We can, in a general way, draw a distinction between two different kinds of Treaties of Peace.
There are but few of them that for any length of time have modified the leading subjects of contention. Such have been in the sixteenth century the religious Peace of Augsburg, and the Treaty of Cateau-Cambresis between Spain and France; in the seventeenth the corresponding Peace of Westphalia, and that of the Pyrenees (for although a new and important subject of contention sprung out of the latter, still it was in reality a new difficulty, and one which depended on a very distant eventuality); in the eighteenth the Treaties of Utrecht and Paris, and even those of Hubertsburg and Kainardji; in the nineteenth the Acts of the Congress of Vienna, and what directly preceded it.
In the crises which ended with these Treaties of Peace, the contending powers had once more strained their strength to the uttermost: consequently the settlements which followed always brought after them a long time of quiet, and contained the germs of new developments.

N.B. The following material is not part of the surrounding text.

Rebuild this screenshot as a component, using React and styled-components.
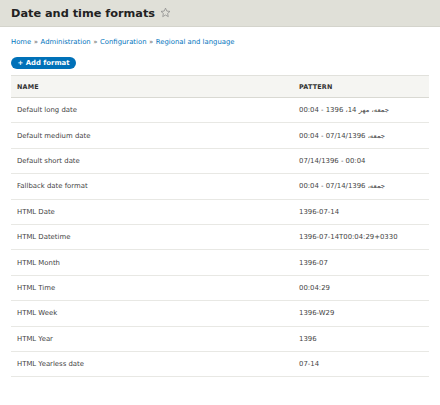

Among great pacifications of this kind we must not count the Peace of Ryswick. It is one of those treaties which mark the completion of a considerable stage in the onward progress of affairs, but do not indicate their full end. As the treaties of Aachen and Nimuegen correspond to the development of the power of Louis XIV at the very epoch of its rise, so at Ryswick we see the first clear appearance of the resistance it encountered.